Indeed, as it is proposed, the bill will actually add to the problem by putting in a mandatory minimum penalty. International studies corroborate what even Justice Canada has found, that mandatory minimums do not deter crime. Among other things, mandatory minimums remove prosecutorial and judicial discretion. They lead to prison overcrowding. They lead to more crimes in prison and more crimes outside of prison. They contribute to a clogging of the courts, resulting in accused persons being set free. They are, as I indicated in my question to the member earlier, constitutionally suspect. Mandatory minimums have prejudicial consequences, particularly on aboriginal peoples and minority communities.
I know colleagues in the NDP have argued that the mandatory minimum in this bill is light and, therefore, acceptable, in their view. We take a different approach, which is that there is no need for adding something that could lead, in the right fact situation, to this legislation being overturned. This just is not smart legislating.
However, if I were to address the Conservatives' inability to legislate intelligently, I would certainly run out of time. In fact, we might be here all night. Instead, I will focus on one shortcoming relevant here, which is the failure to vet bills for constitutionality. Much has been made of that in the House and, in particular, by my colleague, the member for Mount Royal, of the obligation of the Minister of Justice, under the Department of Justice Act, to review government legislation for compliance with the Canadian Charter of Rights and Freedoms and the Canadian Bill of Rights.

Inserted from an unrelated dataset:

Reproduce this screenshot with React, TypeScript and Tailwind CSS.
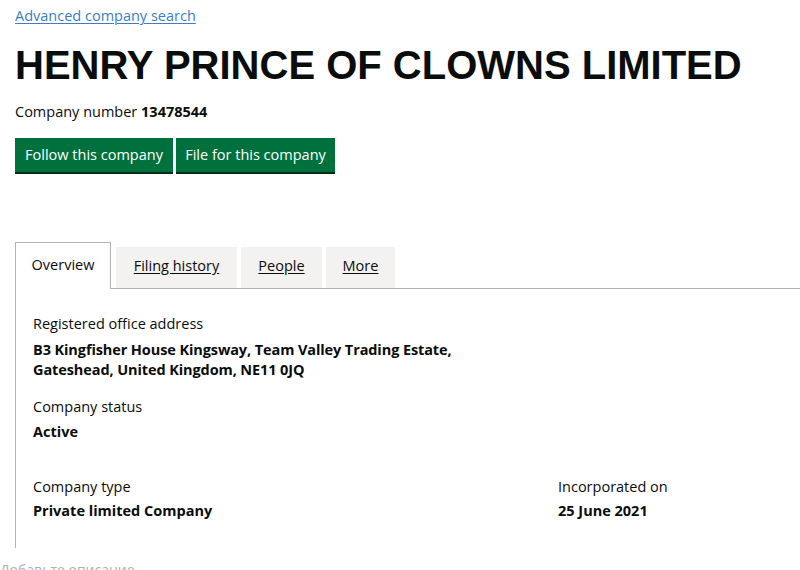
import React from "react";

export default function App() {
  const font = { fontFamily: "'Open Sans', 'Noto Sans', sans-serif" };
  return (
    <div className="w-[800px] h-[570px] overflow-hidden bg-white text-[#0b0c0c]" style={font}>
      <div className="pl-[15px] pt-[6px]">
        <a href="#" className="block w-fit text-[14.5px] leading-[20px] text-[#3b7ec4] underline underline-offset-2 decoration-1">
          Advanced company search
        </a>
        <h1
          className="mt-[16px] text-[40px] leading-[46px] font-bold whitespace-nowrap"
          style={{ fontFamily: "'Liberation Sans', Arial, sans-serif" }}
        >
          HENRY PRINCE OF CLOWNS LIMITED
        </h1>
        <p className="mt-[14px] text-[14.5px] leading-[20px]">
          Company number <span className="font-bold">13478544</span>
        </p>
        <div className="mt-[16px] flex gap-[3px]">
          <button className="h-[34px] w-[158px] bg-[#00703c] text-white text-[14.5px] shadow-[0_2px_0_#002d18]">
            Follow this company
          </button>
          <button className="h-[34px] w-[159px] bg-[#00703c] text-white text-[14.5px] shadow-[0_2px_0_#002d18]">
            File for this company
          </button>
        </div>

        <div className="mt-[70px]">
          <div className="flex items-end border-b border-[#b1b4b6]">
            <div className="relative -mb-px h-[47px] w-[96px] flex items-center justify-center pb-[2px] bg-white border border-b-0 border-[#b1b4b6] text-[14.5px]">
              Overview
            </div>
            <div className="ml-[5px] h-[41px] w-[121px] flex items-center justify-center pb-[4px] bg-[#f3f2f1] text-[14.5px] underline underline-offset-2">
              Filing history
            </div>
            <div className="ml-[4px] h-[41px] w-[81px] flex items-center justify-center pb-[4px] bg-[#f3f2f1] text-[14.5px] underline underline-offset-2">
              People
            </div>
            <div className="ml-[4px] h-[41px] w-[69px] flex items-center justify-center pb-[4px] bg-[#f3f2f1] text-[14.5px] underline underline-offset-2">
              More
            </div>
          </div>
          <div className="border-l border-[#b1b4b6] pl-[17px] pt-[25px] pb-[27px] text-[14.5px] leading-[20px]">
            <div>Registered office address</div>
            <div className="mt-[6px] font-bold tracking-[-0.1px]">
              B3 Kingfisher House Kingsway, Team Valley Trading Estate,
              <br />
              Gateshead, United Kingdom, NE11 0JQ
            </div>
            <div className="mt-[17px]">Company status</div>
            <div className="mt-[5px] font-bold">Active</div>
            <div className="mt-[35px] flex">
              <div className="w-[525px]">
                <div>Company type</div>
                <div className="mt-[4px] font-bold">Private limited Company</div>
              </div>
              <div>
                <div>Incorporated on</div>
                <div className="mt-[4px] font-bold">25 June 2021</div>
              </div>
            </div>
          </div>
        </div>
      </div>
      <div className="mt-[12px] text-[14px] leading-[20px] text-[#b0b0b0]">Добавьте описание</div>
    </div>
  );
}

The minister, time and time again, has said that his bills are constitutional, yet time and time again the provisions are struck down and the government is called to account for its failure to comply with the supreme law of the land. Not only does legislating in such a reckless way risk the statute being struck, it also clogs up the courts with challenges that could have been avoided. It also costs the taxpayers, who bear the burden of defending the government. For a government that claims accountability, why is it not accountable to the charter and its statutory obligations? For a government that prides itself on fiscal restraint, why is it wasting taxpayer money?
One may wonder why I am raising this issue when the obligation for a charter check is only on government bills, not on private members' bills like Bill C-394. The answer is that the government has been increasingly using private members' bills to legislate through the back door. If this bill was so important, why was it not included in the omnibus crime bill, Bill C-10? Why has the minister not introduced it on his own accord? Surely, if it were so necessary, the minister could have made this change to a government bill and it would have passed through the House much faster. Indeed, by using the private member bill route, the government minimizes House debate and circumvents the required charter review.
We must address the cycle of poverty and homelessness that affects too many children in the country. Where is the government on that? We must say to ourselves that if children are to be the priority, maybe we need more camp councillors, rafting instructors and drama teachers. What they do not need is a government that says it cares, throws a band-aid on the problem that will not hold and then pats itself on the back for having done anything at all. Bill C-394 would be just that, and that is why the Liberal Party will vote no on this bill.